“Every customer must leave happy.”
This isn’t meant to be a tagline. It’s meant to be a non-negotiable standard for any business that’s serious about being customer-centric.
Imagine a business scenario, where, at the end of every interaction, each customer is asked, “Did we make you feel happy today?” and the answer, accompanied by wide smiles, thumbs-up signs and glowing compliments, is a resounding, “Yes, you did!!”
If this scenario isn’t commonplace in your business, then customer centricity is still a distant dream.
In Trinidad and Tobago, we’re playing far too small in the vast experience economy.
We’re stuck in the struggle of trying to reach the exalted space of customer centricity, barely and rarely taking the bold, systemic actions required to get there.
It’s time to stop admiring the idea and start engineering the reality.
When a business is truly committed to customer happiness, it doesn’t just talk about being committed, it acts on the talk.
Happiness becomes a measurable business outcome.
Systems, processes, and practices are built for measurable delivery and decisions are made with the end experience in mind.
In a marketplace flooded with rhetoric, the businesses that break free of the “talk-only syndrome,” become both evangelical in belief and experiential in delivery.
They begin to outshine their competitors.
Customer happiness must be built into the very architecture of the business, by virtue of it being a design principle.
In this ecosystem, happiness is the standard.
Every touchpoint is intentional and the right people deliver the right experience.
That last point is critical. To build a happiness-powered ecosystem, you need the right people.
That means confronting a hard truth that some businesses are overpopulated with wrong-fit employees, whose poor performance is tolerated at the expense of superior culture and customer experience.
It’s time for businesses to break free of the love affair with low performers.
A good start can be to carve a path to the exit door for perpetual transgressors, at every level, who show no interest in meeting performance expectations.

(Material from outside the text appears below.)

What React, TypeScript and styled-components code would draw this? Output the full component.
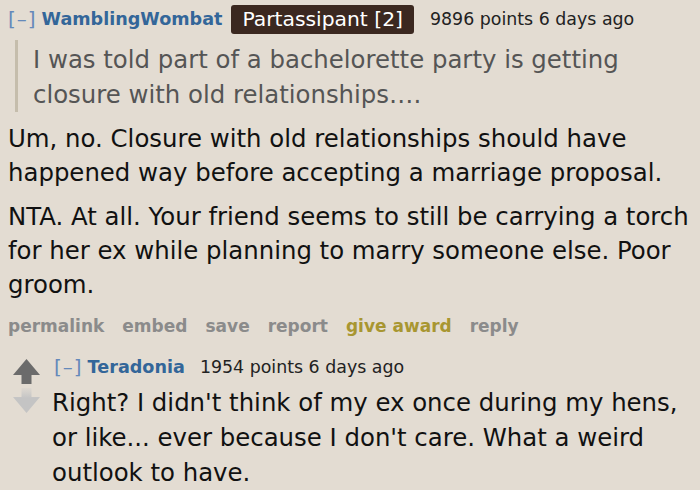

Performance management systems and improvement plans can be used as the collective pipeline for change.
This action will demonstrate that the business values high performers and is committed to protecting its culture.
No transformation is complete without measurement.
In a happiness-powered ecosystem, happy exits and experience audits become value metrics.
One powerful metric is “The Guaranteed Happy Exit,” where every customer’s emotional state is audited at the end of his or her journey.
Yes, I know that it’s work, but it’s work that can be automated, using digital labour and artificial intelligence, to scale emotional intelligence across the business.
Alongside human and digital labour, scalable systems become the backbone of the experiential ecosystem.
Routine transactions are transformed into memorable moments, characterised by speed, responsiveness, personalisation, convenience and ease of doing business.
All of this, against the backdrop of a culture engineered around customer happiness.
Customer happiness isn’t a soft metric. It’s the heartbeat of brand vitality, loyalty, and legacy.
If a business isn’t delivering happiness at scale, it’s not customer-centric, it’s just customer-adjacent.
Can you imagine if “The Guaranteed Happy Exit” becomes an engineered outcome for a business that is intent on being distinctive in the customer experience marketplace?
We will witness a revolution in the internal infrastructure of that business and the re-engineering of moving parts to achieve the gift of happy experiences that culminate in happy exits on the part of its customers.
I believe that it’s time to stop playing small with customer experience and customer happiness in Trinidad and Tobago.
It’s time to remove all of the barriers to building ecosystems that guarantee customer delight, one customer at a time.
It’s time as well, to make “every customer must leave happy” not just a goal, but a daily reality.